さらに、会見ではもう一つ、大きな発表もありました。練習再開の舞台、「MARUI ブラサカ!パーク」は、実はこの日オープンした新施設で、なんと、JBFAのスポンサー企業のひとつ、株式会社丸井グループが東京・小金井市にある同社施設内に造った、国内初のブラインドサッカー専用ピッチだったというのです。
特徴的なサイドフェンスも常設された専用ピッチが2面あり、それぞれ人工芝の長さが異なり、実戦に即した練習が行えます。また、併設のクラブハウスはユニバーサルデザインが採用され、弱視選手にも判別しやすいカラーリングや車いすユーザーにも配慮したスロープなどが設置されています。
同パークは今後数年間、ブラインドサッカーの競技普及や日本代表の強化、次世代選手の育成の拠点として使われるそうです。公開されたときには、ぜひ取材に行きたいと思います。
高田監督は、「素晴らしい環境。初めて足を踏み入れたときの感動は一生忘れない。海外チームから日本代表の専用グラウンドがないことを不思議がられていたが、スポンサーに感謝したい」と話し、川村主将も協会を通じて「専用グラウンドが日本で初めてできたことは歴史的な第1歩。実際に利用してみて、改めて最高の環境を用意していただいたと感じました。静かな環境で練習にも集中できます」などのコメントを発表しています。

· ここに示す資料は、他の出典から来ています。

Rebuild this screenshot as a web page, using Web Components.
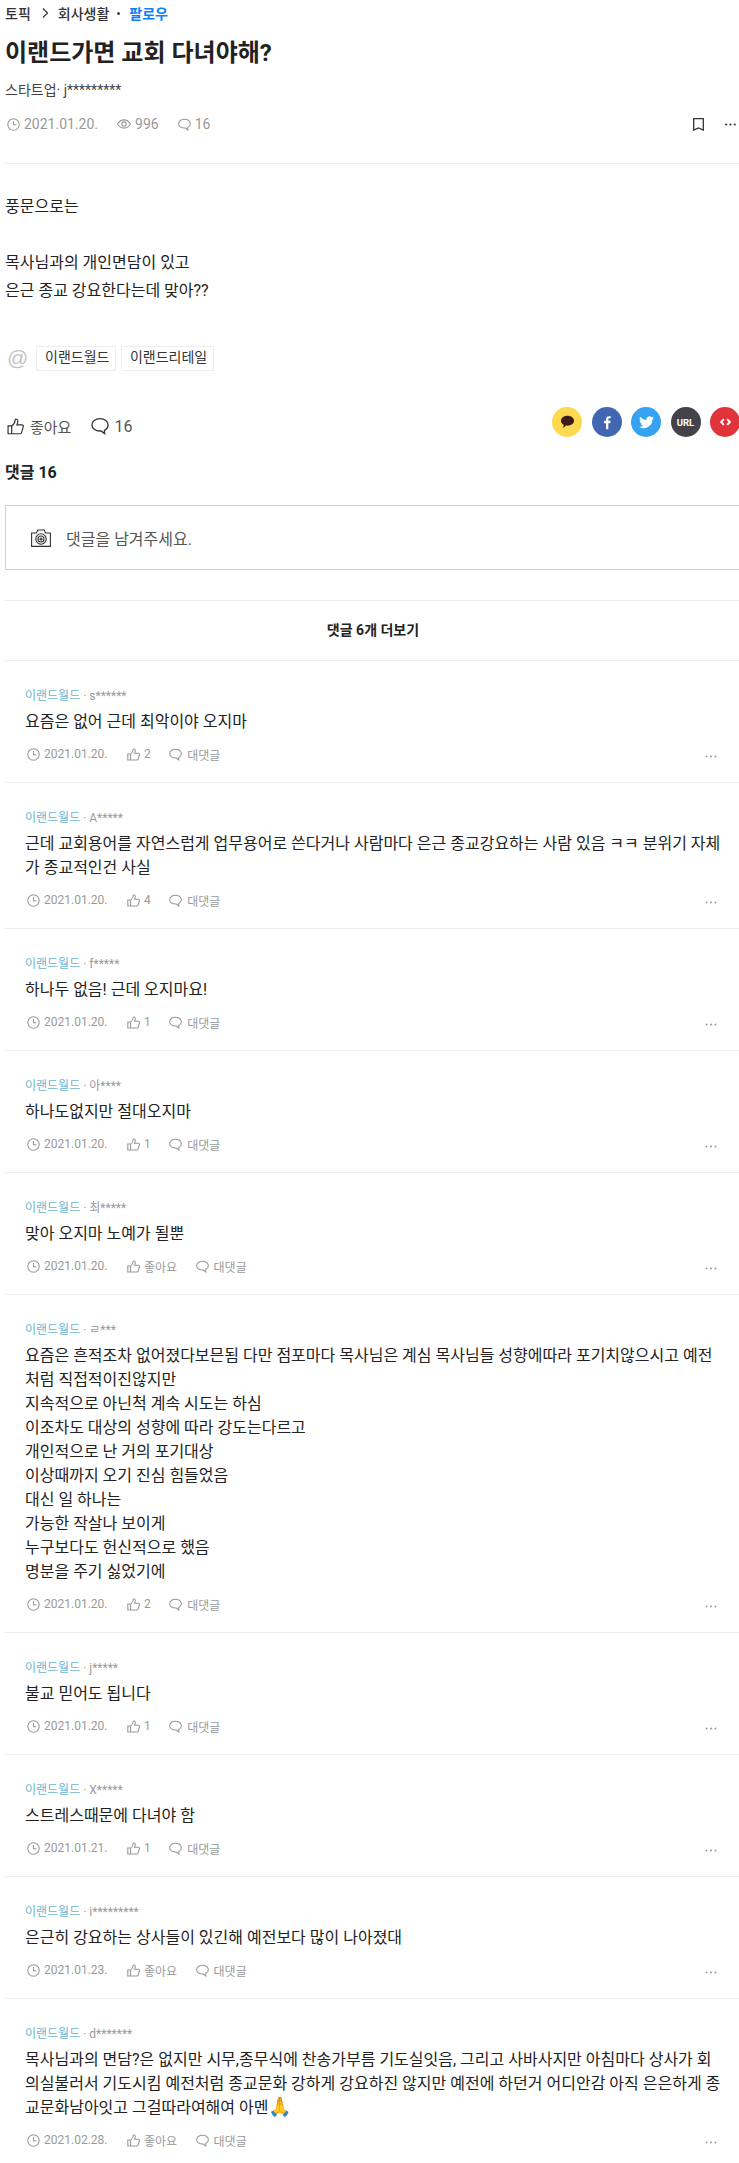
<!DOCTYPE html>
<html lang="ko"><head><meta charset="utf-8"><title>이랜드가면 교회 다녀야해?</title>
<style>
html,body{margin:0;padding:0;background:#fff;overflow:hidden}
body{font-family:Roboto,"Noto Sans CJK KR",sans-serif;color:#222;width:739px;height:2163px}
</style></head><body>
<topic-page>
  <post-header slot="head" topic="회사생활" title="이랜드가면 교회 다녀야해?" author="스타트업· j*********" date="2021.01.20." views="996" count="16"></post-header>
  <post-body slot="body">
    <p>풍문으로는</p><p><br></p><p>목사님과의 개인면담이 있고</p><p>은근 종교 강요한다는데 맞아??</p>
  </post-body>
  <tag-row slot="tags"><tag-chip>이랜드월드</tag-chip><tag-chip>이랜드리테일</tag-chip></tag-row>
  <action-bar slot="actions" count="16"></action-bar>
  <comment-box slot="box" count="16"></comment-box>
  <more-comments slot="more">댓글 6개 더보기</more-comments>
  <post-comment slot="list" user="s******" date="2021.01.20." likes="2">요즘은 없어 근데 최악이야 오지마</post-comment>
  <post-comment slot="list" user="A*****" date="2021.01.20." likes="4">근데 교회용어를 자연스럽게 업무용어로 쓴다거나 사람마다 은근 종교강요하는 사람 있음 ㅋㅋ 분위기 자체가 종교적인건 사실</post-comment>
  <post-comment slot="list" user="f*****" date="2021.01.20." likes="1">하나두 없음! 근데 오지마요!</post-comment>
  <post-comment slot="list" user="아****" date="2021.01.20." likes="1">하나도없지만 절대오지마</post-comment>
  <post-comment slot="list" user="최*****" date="2021.01.20." likes="">맞아 오지마 노예가 될뿐</post-comment>
  <post-comment slot="list" user="ㄹ***" date="2021.01.20." likes="2">요즘은 흔적조차 없어졌다보믄됨 다만 점포마다 목사님은 계심 목사님들 성향에따라 포기치않으시고 예전처럼 직접적이진않지만<br>지속적으로 아닌척 계속 시도는 하심<br>이조차도 대상의 성향에 따라 강도는다르고<br>개인적으로 난 거의 포기대상<br>이상때까지 오기 진심 힘들었음<br>대신 일 하나는<br>가능한 작살나 보이게<br>누구보다도 헌신적으로 했음<br>명분을 주기 싫었기에</post-comment>
  <post-comment slot="list" user="j*****" date="2021.01.20." likes="1">불교 믿어도 됩니다</post-comment>
  <post-comment slot="list" user="X*****" date="2021.01.21." likes="1">스트레스때문에 다녀야 함</post-comment>
  <post-comment slot="list" user="i*********" date="2021.01.23." likes="">은근히 강요하는 상사들이 있긴해 예전보다 많이 나아졌대</post-comment>
  <post-comment slot="list" last user="d*******" date="2021.02.28." likes="">목사님과의 면담?은 없지만 시무,종무식에 찬송가부름 기도실잇음, 그리고 사바사지만 아침마다 상사가 회의실불러서 기도시킴 예전처럼 종교문화 강하게 강요하진 않지만 예전에 하던거 어디안감 아직 은은하게 종교문화남아잇고 그걸따라여해여 아멘<span style="font-size:19px;line-height:1">🙏</span></post-comment>
</topic-page>
<script>
const I={
clock:'<circle cx="8" cy="8" r="7"/><path d="M8 3.800v4.600h3.600"/>',
eye:'<path d="M.6 8C2.500 4.800 5 3.300 8 3.300S13.500 4.800 15.400 8C13.500 11.200 11 12.700 8 12.700S2.500 11.200.6 8Z"/><circle cx="8" cy="8" r="2.500"/>',
bubble:'<path d="M8 1.500c4 0 7.200 2.300 7.200 5.500 0 2.300-1.500 3.900-3.300 4.800l.2 3-3.200-2.400H8C4 12.400.8 10.100.8 7S4 1.500 8 1.500Z"/>',
thumb:'<path d="M1 7.400h3.400v7.400H1zM4.400 7.600c1.700-1.100 3.100-3.100 3.300-6 .1-.8 2.500-.7 2.500 1.300 0 1.300-.4 2.500-.9 3.600h4.700c1 0 1.600.8 1.300 1.800l-1.600 5.500c-.2.700-.7 1-1.300 1H4.400"/>'
};
const ic=(n,s,w=1.3)=>`<svg width="${s}" height="${s}" viewBox="0 0 16 16" fill="none" stroke="currentColor" stroke-width="${w}" aria-hidden="true">${I[n]}</svg>`;
class Base extends HTMLElement{
  html(h){this.attachShadow({mode:'open'}).innerHTML=h}
}
customElements.define('topic-page',class extends Base{connectedCallback(){this.html(`<style>
:host{display:block;width:739px;padding-left:5px;box-sizing:border-box}
</style><slot name="head"></slot><slot name="body"></slot><slot name="tags"></slot><slot name="actions"></slot><slot name="box"></slot><slot name="more"></slot><slot name="list"></slot>`)}});
customElements.define('post-header',class extends Base{connectedCallback(){const a=n=>this.getAttribute(n);this.html(`<style>
:host{display:block;height:163px;border-bottom:1px solid #eee;color:#222}
.crumb{display:flex;align-items:center;height:26px;font-size:14px;font-weight:500;color:#333}
.crumb svg{margin:0 7px 0 8px}
.dot{width:3px;height:3px;border-radius:50%;background:#444;margin:0 9px 0 8px}
.fol{color:#0a80ff;font-weight:700}
h1{margin:13px 0 0;font-size:24px;line-height:28px;font-weight:700;color:#222}
.au{margin-top:13px;font-size:14px;line-height:20px;color:#444}
.meta{display:flex;align-items:center;margin-top:14px;height:20px;font-size:14px;color:#999}
.meta svg{margin-right:4px}
.date{margin-right:19px}.v{margin-right:19px}
.r{margin-left:auto;display:flex;align-items:center;color:#333;gap:21px;padding-right:3px}
.r svg{margin:0}
</style>
<div class="crumb"><span>토픽</span><svg width="12" height="12" viewBox="0 0 12 12" fill="none" stroke="#333" stroke-width="1.2"><path d="M4 1.500 8.500 6 4 10.500"/></svg><span>회사생활</span><i class="dot"></i><span class="fol">팔로우</span></div>
<h1>${a('title')}</h1>
<div class="au">${a('author')}</div>
<div class="meta"><span style="display:flex;margin-left:2px">${ic('clock',13)}</span><span class="date">${a('date')}</span>${ic('eye',14)}<span class="v">${a('views')}</span>${ic('bubble',13)}<span>${a('count')}</span>
<div class="r"><svg width="11" height="13" viewBox="0 0 11 13" fill="none" stroke="#333" stroke-width="1.300"><path d="M.7.7h9.600v11.400L5.500 10 .7 12.100z"/></svg><svg width="11" height="3" viewBox="0 0 11 3" fill="#333"><circle cx="1.200" cy="1.500" r="1.100"/><circle cx="5.500" cy="1.500" r="1.100"/><circle cx="9.800" cy="1.500" r="1.100"/></svg></div></div>`)}});
customElements.define('post-body',class extends Base{connectedCallback(){this.html(`<style>
:host{display:block;padding-top:29px;font-size:16px;line-height:28px;color:#222}
::slotted(p){margin:0}
</style><slot></slot>`)}});
customElements.define('tag-row',class extends Base{connectedCallback(){this.html(`<style>
:host{display:flex;align-items:center;margin-top:41px;height:25px}
.at{width:31px;font-size:21px;line-height:23px;margin-bottom:2px;color:#c4c4c4;padding-left:2px;box-sizing:border-box;font-family:"Liberation Sans",sans-serif}
</style><span class="at">@</span><slot></slot>`)}});
customElements.define('tag-chip',class extends Base{connectedCallback(){this.html(`<style>
:host{display:block;border:1px solid #eee;height:25px;box-sizing:border-box;padding:0 6px 0 8px;font-size:14px;line-height:21px;color:#333;margin-right:4.500px}
</style><slot></slot>`)}});
customElements.define('action-bar',class extends Base{connectedCallback(){const c=(bg,inner)=>`<span class="c" style="background:${bg}">${inner}</span>`;this.html(`<style>
:host{display:flex;align-items:center;margin-top:39px;height:32px;color:#555;font-size:15px}
.a{display:flex;align-items:center;color:#333}
.t{margin:0 20px 0 6px;color:#555}.n{margin-left:5px;color:#555;font-size:16px}
.s{display:flex;gap:9.500px;margin:0 -1px 8px auto}
.c{width:30px;height:30px;border-radius:50%;display:flex;align-items:center;justify-content:center;color:#fff;font:700 9.500px Roboto,sans-serif;flex:none}
</style>
<span class="a" style="margin-left:2px">${ic('thumb',17,1.1)}</span><span class="t">좋아요</span>
<span class="a">${ic('bubble',18,1.2)}</span><span class="n">16</span>
<span class="s">
${c('#fed84f','<svg width="15" height="14" viewBox="0 0 16 15"><path fill="#3d1d1c" d="M8 .8c4 0 7 2.300 7 5.300s-3 5.300-7 5.300c-.5 0-1 0-1.500-.1L3.400 13.800l.5-3.300C2 9.500 1 7.900 1 6.100 1 3.100 4 .8 8 .8Z"/></svg>')}
${c('#4267b2','<svg width="10" height="15" viewBox="0 0 12 18"><path fill="#fff" d="M7.600 17V9.800h2.300l.4-2.800H7.600V5.300c0-.8.300-1.300 1.400-1.300h1.400V1.500C10.100 1.500 9.300 1.400 8.400 1.400 6.300 1.400 4.900 2.700 4.900 5v2H2.600v2.800h2.300V17z"/></svg>')}
${c('#35a2f4','<svg width="15" height="13" viewBox="0 0 24 20"><path fill="#fff" d="M24 2.400c-.9.400-1.800.7-2.800.8 1-.6 1.800-1.600 2.200-2.700-1 .6-2 1-3.100 1.200A4.900 4.900 0 0 0 11.900 6.200C7.800 6 4.200 4 1.700.9c-1.300 2.300-.6 5.100 1.500 6.500-.8 0-1.500-.2-2.200-.6 0 2.300 1.700 4.400 3.900 4.900-.7.200-1.500.2-2.200.1.600 2 2.400 3.400 4.600 3.400A9.900 9.900 0 0 1 0 16.700 14 14 0 0 0 21.600 4.900c1-.7 1.800-1.500 2.400-2.500Z"/></svg>')}
${c('#434349','URL')}
${c('#e0333a','<svg width="11" height="8" viewBox="0 0 13 9" fill="none" stroke="#fff" stroke-width="2.200"><path d="M4.500 1 1.300 4.500 4.500 8M8.500 1l3.200 3.500L8.500 8"/></svg>')}
</span>`)}});
customElements.define('comment-box',class extends Base{connectedCallback(){this.html(`<style>
:host{display:block}
h2{margin:19px 0 0;font-size:16px;line-height:24px;font-weight:700;color:#222}
.b{margin-top:20px;height:65px;box-sizing:border-box;border:1px solid #d0d0d0;border-right:none;display:flex;align-items:center;padding-left:25px;font-size:16px;color:#555}
svg{margin-right:15px}
hr{margin:30px 0 0;border:0;border-top:1px solid #eee}
</style><h2>댓글 ${this.getAttribute('count')}</h2>
<div class="b"><svg width="20" height="18" viewBox="0 0 20 18" fill="none" stroke="#333" stroke-width="1.100"><path d="M.6 4h4.800l1.400-3h6.400l1.400 3h4.800v13.400H.6z"/><circle cx="10" cy="10" r="5.200"/><circle cx="10" cy="10" r="3"/><circle cx="10" cy="10" r="1"/></svg><span>댓글을 남겨주세요.</span></div><hr>`)}});
customElements.define('more-comments',class extends Base{connectedCallback(){this.html(`<style>
:host{display:block;height:59px;line-height:58px;padding-left:2px;border-bottom:1px solid #eee;text-align:center;font-size:14px;font-weight:700;color:#222}
</style><slot></slot>`)}});
customElements.define('post-comment',class extends Base{connectedCallback(){const a=n=>this.getAttribute(n),l=a('likes');this.html(`<style>
:host{display:block;padding:26px 15px 19px 20px;border-bottom:1px solid #eee}
:host([last]){border-bottom:0;padding-bottom:14px}
.m{font-size:12px;line-height:18px;color:#999}.m b{font-weight:400;color:#6cb6d0}
.t{margin-top:5px;font-size:16px;line-height:24px;color:#222;word-break:break-all}
.f{margin-top:11px;height:18px;display:flex;align-items:center;font-size:12px;color:#999}
svg{flex:none}
.ck,.th,.bb{display:flex}
.ck{margin:0 4px 0 2px}.d{margin-right:19.500px}.th{margin-right:4px}.lk{margin-right:18.500px}.bb{margin-right:5px}
.dots{margin-left:auto;position:relative;top:2px;margin-right:7px}
</style><div class="m"><b>이랜드월드</b> · ${a('user')}</div>
<div class="t"><slot></slot></div>
<div class="f"><span class="ck">${ic('clock',13)}</span><span class="d">${a('date')}</span><span class="th">${ic('thumb',13)}</span><span class="lk">${l||'좋아요'}</span><span class="bb">${ic('bubble',13)}</span><span>대댓글</span>
<svg class="dots" width="12" height="3" viewBox="0 0 12 3" fill="#999"><circle cx="1.500" cy="1.500" r="1"/><circle cx="6" cy="1.500" r="1"/><circle cx="10.500" cy="1.500" r="1"/></svg></div>`)}});
</script>
</body></html>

この新拠点で今後しばらくは、ケガ防止に努めながら週2回ほど体力回復中心のトレーニングを行い、7月4日、5日には強化合宿も実施予定と言います。
東京パラ延期によりこれまで綿密に積み上げてきた強化プランは大幅に軌道修正が必要になりましたが、高田監督は、「このチームが培ってきたプロセスこそが、この難しい状況と混乱の中で生きると確信している」と前を向き、改めて来年の東京パラに向け、「プラン、ビジョンを持ち、やるべきことをやって、金メダルに向けて頑張りたい」と決意を口にしていました。
このように、少しずつスポーツができる喜び、そして、応援できる喜びが戻ってきています。この喜びを謳歌し深めていくためにも、「新しい生活様式」を受けいれ、引きつづき感染防止に取り組んでいきたいと思います。みんなで、がんばりましょう!